|
|
|
|
|
by jbondeson
3606 days ago
|
|
On the contrast topic: adaptive thresholding can be very helpful (I believe Bradley Local Thresholding was one I had particular success with) however most of these algorithms work in a grayscale domain which means they are dependent upon which color->grayscale transformation is used[1]. I spent a long time researching full color algorithms but never got to a truly successful end result with them. And even if you get a good image with huge contrast you still will end up with the actual light/dark transition looking like an edge. On 3D deformation, you're officially in academic research land. Nearly all algorithms require you to have a solid guess as to what the aspect ratio of the target object is.
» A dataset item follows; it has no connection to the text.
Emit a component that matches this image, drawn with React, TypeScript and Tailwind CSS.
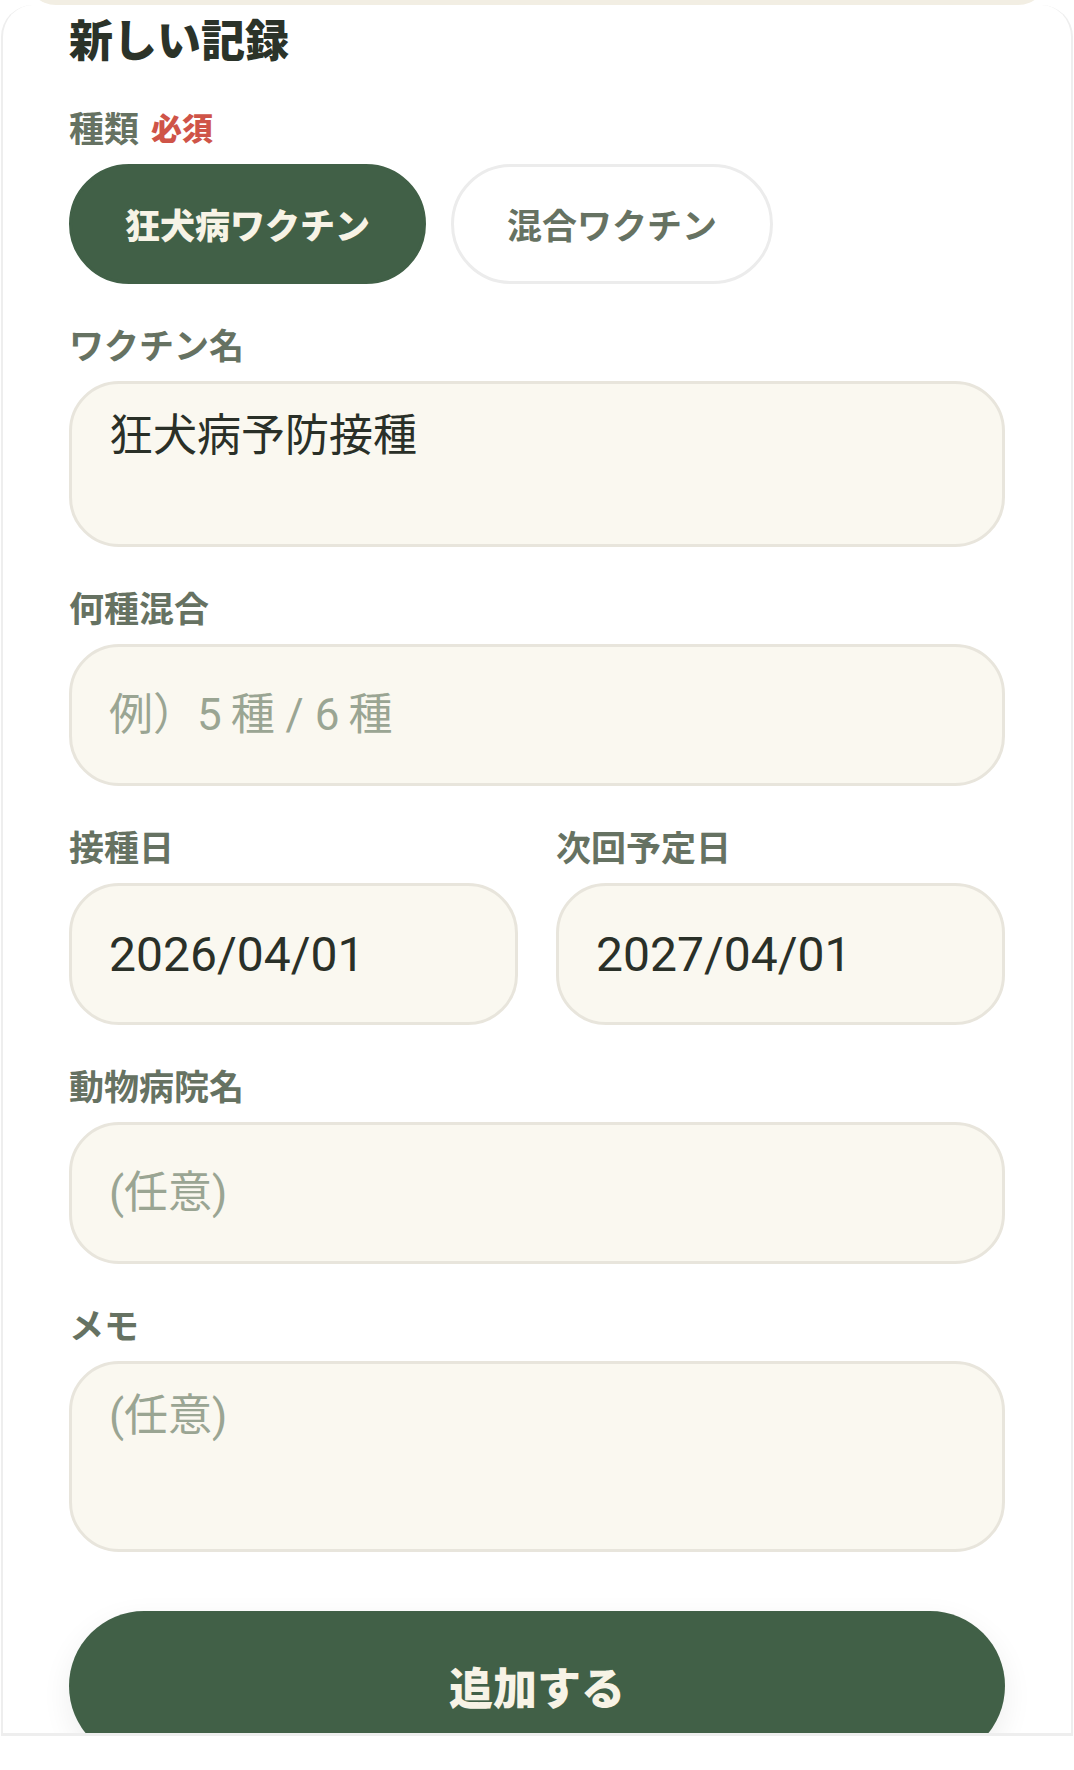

Other algorithms use heuristics based upon what you expect to find on a page. One particularly fun algorithm used the baseline of text (I believe for that paper it was Arabic) and fit a high-order curve to it which was then reversed. Unfortunately I haven't seen a truly generic approach that doesn't require a implementation-specific input. [1] Frankly my feeling is that RGB to grayscale is a mistake and holding back many of these algorithms |
|
Agree with that 3D deformation is a difficult open problem, and we haven't gotten into that yet. Currently we assumed the document is a flat rectangle, which maps to a quadrilateral in image space. A homography is then applied to rectify it, and it seems to work quite well if the paper is slightly curved or folded.